Source: South China Morning Post
Date: May 22, 2026


TL;DR

China's two-year campaign to eliminate severe solar overcapacity is being undermined by illegal factories that flout the Ministry of Industry and Information Technology's strict "capacity quotas." Industry insiders estimate that China's actual solar glass production is 5-10% higher than permitted capacity, as some factories break ground without quotas or secretly expand production lines — often with local government complicity.


The Overcapacity Problem

China's solar industry has been plagued by severe overcapacity that sparked vicious price wars, undermined domestic manufacturers' bottom lines, and fueled protectionist policies overseas.
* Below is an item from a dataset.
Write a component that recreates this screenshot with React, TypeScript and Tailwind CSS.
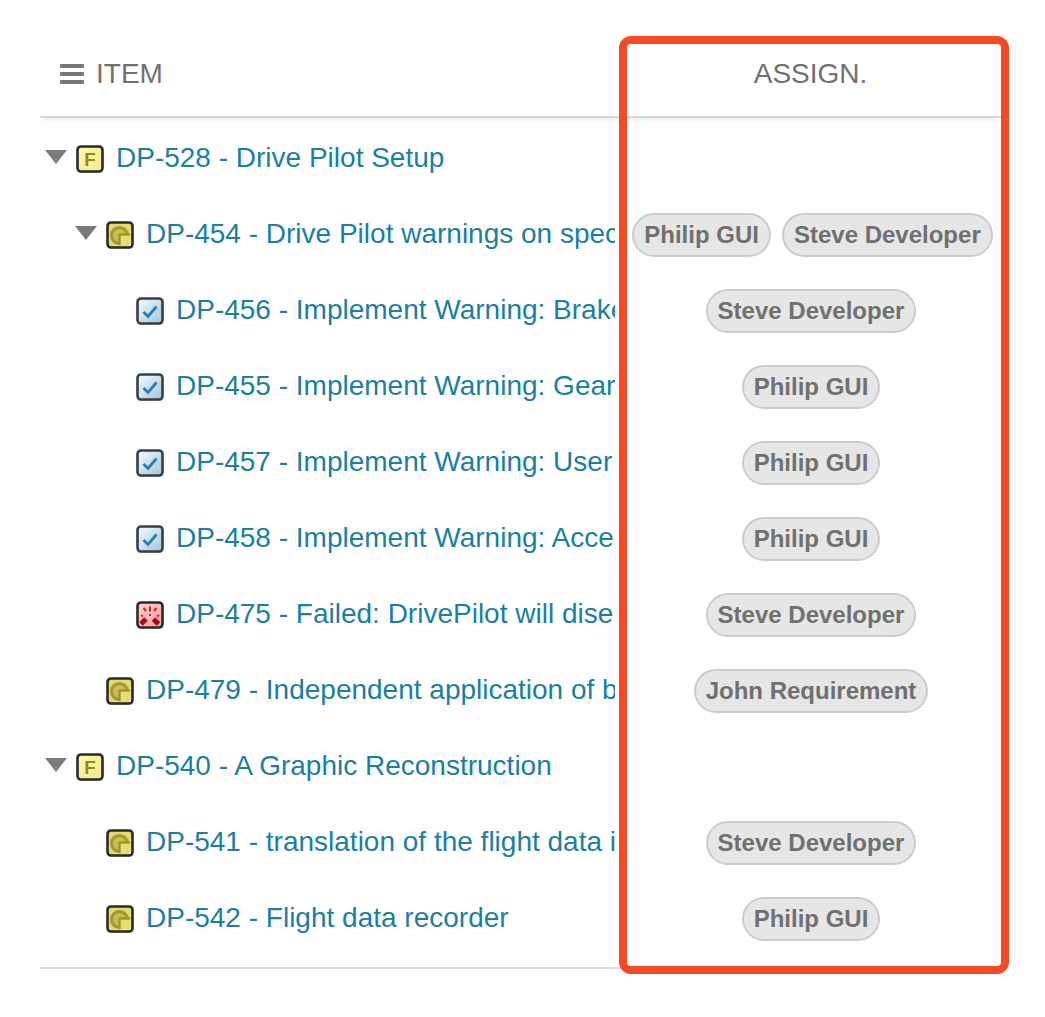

In response, Beijing introduced tough policies with the Ministry of Industry and Information Technology enforcing strict capacity quotas.

The Underground Response

Permitted capacity for solar glass has dropped from ~130,000 tonnes/day (2024 peak) to just over 80,000 tonnes/day. However:

  • Some factories ignore the rules entirely — breaking ground without obtaining quotas
  • Others build production lines exceeding their approved capacity
  • Estimated 5-10% excess production beyond official figures

Local Government Complicity

The key enabler: local governments often give tacit consent to these violations because they want to "attract hi-tech companies to boost the local economy and tax revenues." This creates a classic central-local tension in Chinese industrial policy.

Historical Context

During 2020-2021, China's solar glass industry experienced a "gold rush" with prices soaring to ~40 yuan/m² (against ~13 yuan/m² costs). This led a wave of firms to enter the market — including companies with no background in glass manufacturing — setting up the capacity that now needs to be unwound.